Problem to work on -> Write out each line word for word. Drop pictures.

*-*-*

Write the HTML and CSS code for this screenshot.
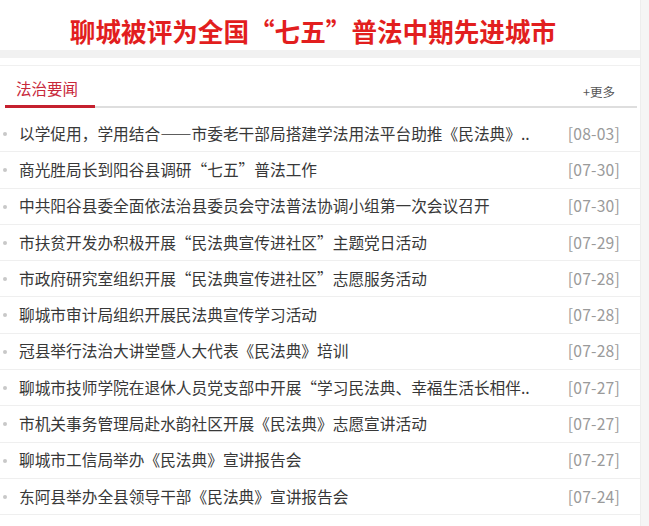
FILE: index.html
```html
<!DOCTYPE html>
<html lang="zh-CN">
<head>
<meta charset="utf-8">
<link rel="stylesheet" href="styles.css">
</head>
<body>
<div class="page">
  <div class="main">
    <h1 class="headline">聊城被评为全国“七五”普法中期先进城市</h1>
    <div class="band"></div>
    <div class="thin"></div>
    <div class="section-head">
      <span class="section-title">法治要闻</span>
      <a class="more">+更多</a>
    </div>
    <ul class="news">
      <li><span class="t">以学促用，学用结合——市委老干部局搭建学法用法平台助推《民法典》..</span><span class="d">[08-03]</span></li>
      <li><span class="t">商光胜局长到阳谷县调研“七五”普法工作</span><span class="d">[07-30]</span></li>
      <li><span class="t">中共阳谷县委全面依法治县委员会守法普法协调小组第一次会议召开</span><span class="d">[07-30]</span></li>
      <li><span class="t">市扶贫开发办积极开展“民法典宣传进社区”主题党日活动</span><span class="d">[07-29]</span></li>
      <li><span class="t">市政府研究室组织开展“民法典宣传进社区”志愿服务活动</span><span class="d">[07-28]</span></li>
      <li><span class="t">聊城市审计局组织开展民法典宣传学习活动</span><span class="d">[07-28]</span></li>
      <li><span class="t">冠县举行法治大讲堂暨人大代表《民法典》培训</span><span class="d">[07-28]</span></li>
      <li><span class="t">聊城市技师学院在退休人员党支部中开展“学习民法典、幸福生活长相伴..</span><span class="d">[07-27]</span></li>
      <li><span class="t">市机关事务管理局赴水韵社区开展《民法典》志愿宣讲活动</span><span class="d">[07-27]</span></li>
      <li><span class="t">聊城市工信局举办《民法典》宣讲报告会</span><span class="d">[07-27]</span></li>
      <li><span class="t">东阿县举办全县领导干部《民法典》宣讲报告会</span><span class="d">[07-24]</span></li>
    </ul>
  </div>
  <div class="side"></div>
</div>
</body>
</html>
```
FILE: styles.css
```css
html, body {
  margin: 0;
  padding: 0;
  background: #fff;
}
body {
  font-family: "Noto Sans CJK SC", "Noto Sans", sans-serif;
  width: 649px;
  height: 526px;
  overflow: hidden;
}
.page {
  display: flex;
  height: 526px;
}
.main {
  width: 640px;
  flex: none;
}
.side {
  flex: 1;
  background: #f5f5f5;
  border-left: 1px solid #ededed;
}
.headline {
  margin: 0;
  height: 50px;
  line-height: 62px;
  text-align: center;
  font-size: 25.6px;
  font-weight: 700;
  color: #e21e1e;
  padding-right: 14px;
  box-sizing: border-box;
}
.band {
  height: 8px;
  background: #f1f1f1;
}
.thin {
  height: 7px;
  border-bottom: 1px solid #f0f0f0;
}
.section-head {
  margin: 0 3px 0 5px;
  height: 40px;
  display: flex;
  justify-content: space-between;
  align-items: flex-end;
  border-bottom: 2px solid #dedede;
}
.section-title {
  font-size: 15.5px;
  color: #c8283a;
  padding: 0 0 0 11px;
  line-height: 20px;
  height: 30px;
  border-bottom: 3px solid #c5202e;
  margin-bottom: -2px;
  box-sizing: border-box;
  width: 90px;
}
.more {
  font-size: 12.5px;
  color: #555;
  line-height: 16px;
  margin-bottom: 6px;
  margin-right: 22px;
}
.news {
  list-style: none;
  margin: 8px 0 0 0;
  padding: 0;
}
.news li {
  height: 36.3px;
  box-sizing: border-box;
  border-bottom: 1px solid #efefef;
  display: flex;
  align-items: center;
  justify-content: space-between;
  position: relative;
  padding: 0 20px 0 19px;
  font-size: 15.7px;
  line-height: 20px;
}
.news li::before {
  content: "";
  position: absolute;
  left: 3px;
  top: 16px;
  width: 4px;
  height: 4px;
  border-radius: 50%;
  background: #c8c8c8;
}
.t {
  color: #383838;
  white-space: nowrap;
}
.d {
  color: #9a9a9a;
  white-space: nowrap;
  letter-spacing: 0.2px;
}
```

*-*-*

Full solution ->
Write the HTML and CSS code for this screenshot.
FILE: index.html
```html
<!DOCTYPE html>
<html lang="zh-CN">
<head>
<meta charset="utf-8">
<link rel="stylesheet" href="styles.css">
</head>
<body>
<div class="page">
  <div class="main">
    <h1 class="headline">聊城被评为全国“七五”普法中期先进城市</h1>
    <div class="band"></div>
    <div class="thin"></div>
    <div class="section-head">
      <span class="section-title">法治要闻</span>
      <a class="more">+更多</a>
    </div>
    <ul class="news">
      <li><span class="t">以学促用，学用结合——市委老干部局搭建学法用法平台助推《民法典》..</span><span class="d">[08-03]</span></li>
      <li><span class="t">商光胜局长到阳谷县调研“七五”普法工作</span><span class="d">[07-30]</span></li>
      <li><span class="t">中共阳谷县委全面依法治县委员会守法普法协调小组第一次会议召开</span><span class="d">[07-30]</span></li>
      <li><span class="t">市扶贫开发办积极开展“民法典宣传进社区”主题党日活动</span><span class="d">[07-29]</span></li>
      <li><span class="t">市政府研究室组织开展“民法典宣传进社区”志愿服务活动</span><span class="d">[07-28]</span></li>
      <li><span class="t">聊城市审计局组织开展民法典宣传学习活动</span><span class="d">[07-28]</span></li>
      <li><span class="t">冠县举行法治大讲堂暨人大代表《民法典》培训</span><span class="d">[07-28]</span></li>
      <li><span class="t">聊城市技师学院在退休人员党支部中开展“学习民法典、幸福生活长相伴..</span><span class="d">[07-27]</span></li>
      <li><span class="t">市机关事务管理局赴水韵社区开展《民法典》志愿宣讲活动</span><span class="d">[07-27]</span></li>
      <li><span class="t">聊城市工信局举办《民法典》宣讲报告会</span><span class="d">[07-27]</span></li>
      <li><span class="t">东阿县举办全县领导干部《民法典》宣讲报告会</span><span class="d">[07-24]</span></li>
    </ul>
  </div>
  <div class="side"></div>
</div>
</body>
</html>
```
FILE: styles.css
```css
html, body {
  margin: 0;
  padding: 0;
  background: #fff;
}
body {
  font-family: "Noto Sans CJK SC", "Noto Sans", sans-serif;
  width: 649px;
  height: 526px;
  overflow: hidden;
}
.page {
  display: flex;
  height: 526px;
}
.main {
  width: 640px;
  flex: none;
}
.side {
  flex: 1;
  background: #f5f5f5;
  border-left: 1px solid #ededed;
}
.headline {
  margin: 0;
  height: 50px;
  line-height: 62px;
  text-align: center;
  font-size: 25.6px;
  font-weight: 700;
  color: #e21e1e;
  padding-right: 14px;
  box-sizing: border-box;
}
.band {
  height: 8px;
  background: #f1f1f1;
}
.thin {
  height: 7px;
  border-bottom: 1px solid #f0f0f0;
}
.section-head {
  margin: 0 3px 0 5px;
  height: 40px;
  display: flex;
  justify-content: space-between;
  align-items: flex-end;
  border-bottom: 2px solid #dedede;
}
.section-title {
  font-size: 15.5px;
  color: #c8283a;
  padding: 0 0 0 11px;
  line-height: 20px;
  height: 30px;
  border-bottom: 3px solid #c5202e;
  margin-bottom: -2px;
  box-sizing: border-box;
  width: 90px;
}
.more {
  font-size: 12.5px;
  color: #555;
  line-height: 16px;
  margin-bottom: 6px;
  margin-right: 22px;
}
.news {
  list-style: none;
  margin: 8px 0 0 0;
  padding: 0;
}
.news li {
  height: 36.3px;
  box-sizing: border-box;
  border-bottom: 1px solid #efefef;
  display: flex;
  align-items: center;
  justify-content: space-between;
  position: relative;
  padding: 0 20px 0 19px;
  font-size: 15.7px;
  line-height: 20px;
}
.news li::before {
  content: "";
  position: absolute;
  left: 3px;
  top: 16px;
  width: 4px;
  height: 4px;
  border-radius: 50%;
  background: #c8c8c8;
}
.t {
  color: #383838;
  white-space: nowrap;
}
.d {
  color: #9a9a9a;
  white-space: nowrap;
  letter-spacing: 0.2px;
}
```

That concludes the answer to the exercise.